Balance and Interdependence of Value Systems

One aspect of sustainable culture, is a three-part value system that balances economic, social and environmental values. This is not just about tradeoffs between three competing value systems, but also recognizes the interdependent nature of the three parts (Edwards, 2005). Different groups within sustainable culture may be primarily aligned with one part, but as a whole, sustainable culture still recognizes the need to address all three value systems. These value systems are also broadly interpreted with each category. Sustainable economic value systems are not just about profit, gross national product and shareholders, but encompass economic wellbeing, fair wages, and benefits for all workers around the world. Social well-being is also interpreted broadly to encompass all of the factors that contribute to individual and community well-being, from economic and health issues, to a concern for meaningful work and access to nature and beauty. The ecological value system is not just concerned with the “mechanisms” of nature and how they pragmatically serve society, but also the rights of all species, including our own, to use and enjoy natural environments. Increasingly, the three parts are also differentiated in hierarchy. For a long time, they had been represented equally in a three-part Venn diagram. Moir and Carter have examined the shifting diagrammatic story of sustainable values from the three-part diagram toward more hierarchical diagrams where economic systems, are a subset of societal systems, which are a subset of natural systems, introducing a more accurate reflection of dependencies (Moir & Carter, 2012). But this approach can still lack the complexity of an ecosystems view such as conceptions of the earth as a living ‘Gaia’ where we exist as part of Earth, in reciprocity with all its beings (Suzuki, 2002; Garrard, 2012; Kimmerer, 2014).

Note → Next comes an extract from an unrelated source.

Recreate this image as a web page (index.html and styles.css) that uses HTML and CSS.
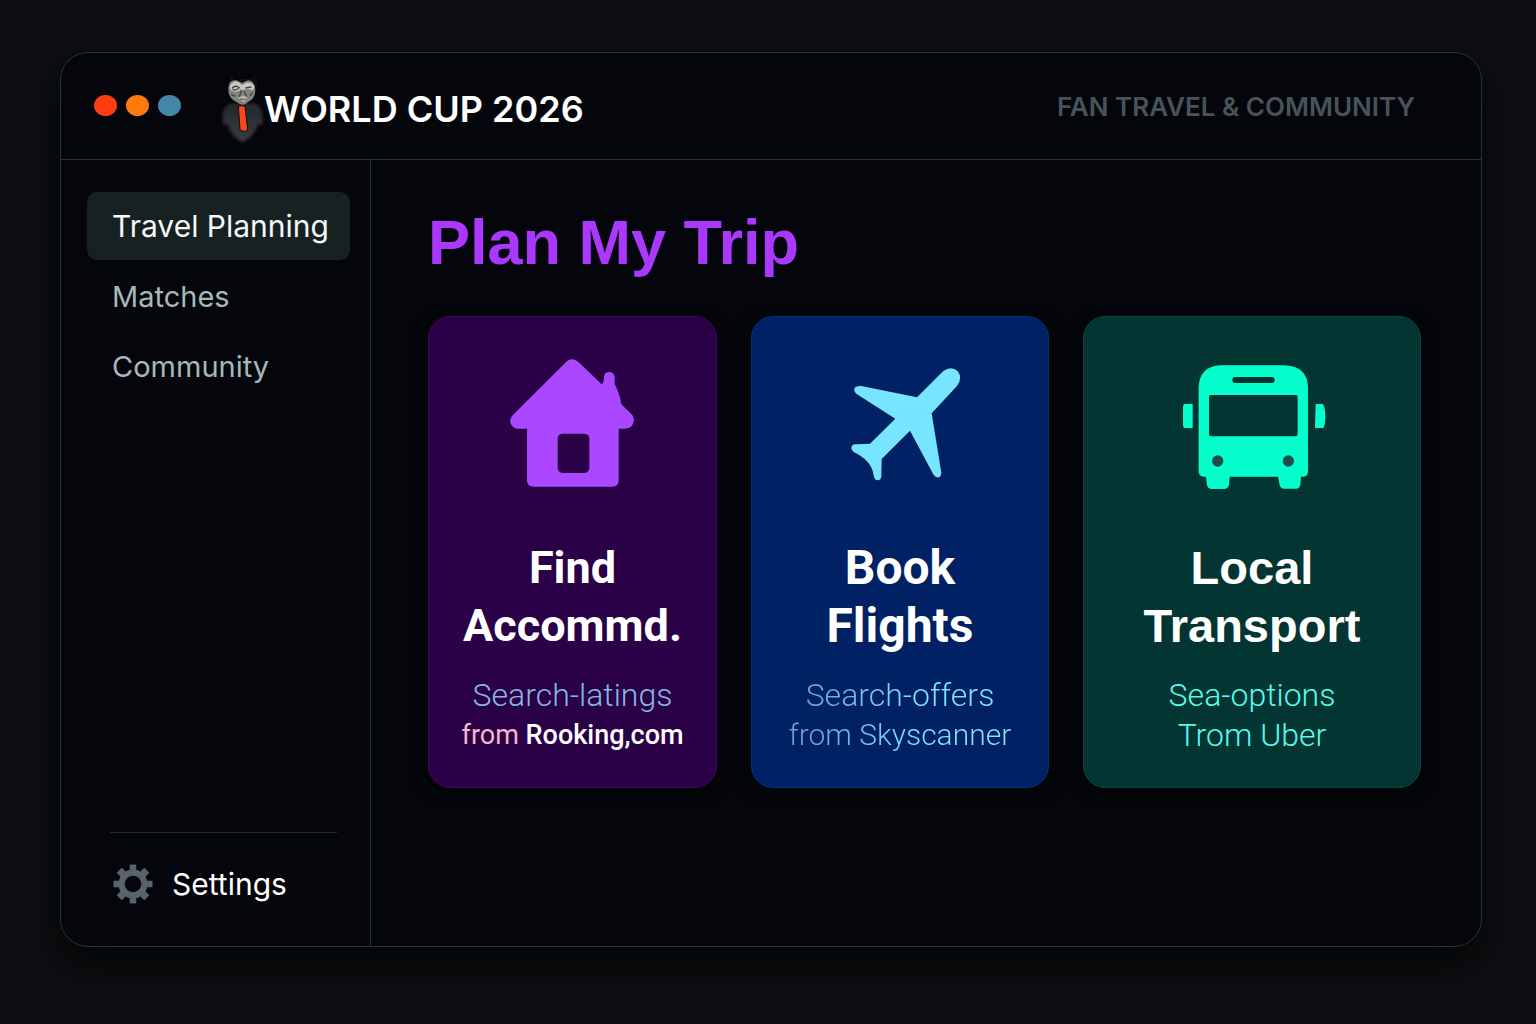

In the first half of the twentieth century, the implementation of electrification did not generally reflect a sustainable concept of an interdependent balance of value systems. At this time value systems were split between competing subcultures primarily centered in economically-focused capitalism, and social-equity focused socialism, with much less attention paid to ecological values.

Initially, distribution and access to electricity amongst Americans was determined for the most part by corporate, private sector forces, and reflected the high value they placed on profits. Initially power lines were focused primarily in densely populated urban areas since the private sector deemed rural lines not profitable. Although private utilities did serve more rural areas in the west, these were primarily in areas where there was a greater concentration of demand, thus economic return, due to agricultural irrigation pumping in addition to traditional uses (Stuart, 1929; Nye, 1989). Underscoring this connection between implementation and culture, is the fact that in more socialistic countries that saw electrification as public service rather than a business commodity, the balance of urban and rural electrification was more evenly distributed (Nye, 1990). The lack of rural electrification by privately-led electric corporations was not widely remedied until progressives within government with a different value system took on transmission distribution issues. Progressive, government-led efforts at electrification and interconnection reflected values placed on equality and right of access for all. With the Rural Electrification Act of 1936, government stepped in to support getting power lines to rural areas that the private sector would not serve (Energy Information Administration, 1996). The government offered low interest loans to rural cooperatives making it economically possible to extend transmission lines into the countryside while also setting up more localized economic control of electric supply.

Electrical interconnection was another issue that further illustrates the split between competing economic and social value systems represented by the capitalist-oriented private sector and the progressives in government respectively. The complexity and resources needed to address the interconnection issue helped to create cooperation between corporate interests and government although not to the point of achieving a substantial integration of value systems. Leonard DeGraaf (1990), compares two such public-private efforts in the 1920s relating to electrical interconnection planning in the Northeast: The “Super Power” plan and the “Giant Power” plan. While supporters of both plans sought to address challenges of increased demand by fostering electric interconnection, and recognized the need for private – government cooperation in this endeavor, their different approaches and results further reinforce the capitalist-progressive divide. Giant Power supporters led by a progressive politician and engineer, saw the need for private – public cooperation, but also sought greater power board controls on electric corporations, mandating rural electrification, and enforcing rate-setting practices to protect the residential consumer. In contrast, the Super Power plan was led by conservative politicians and engineers, with private sector support. The private sector supporters’ interest in government cooperation was largely driven by the need for government financing of the interconnection infrastructure and they promoted retaining corporate control of electric generation and distribution with minimal government oversight or mandates. In fact, once the economy improved and electric holding companies were able to provide the financing, the electric corporations abandoned the Super Power plan in favor of even less government involvement (DeGraaf, 1990).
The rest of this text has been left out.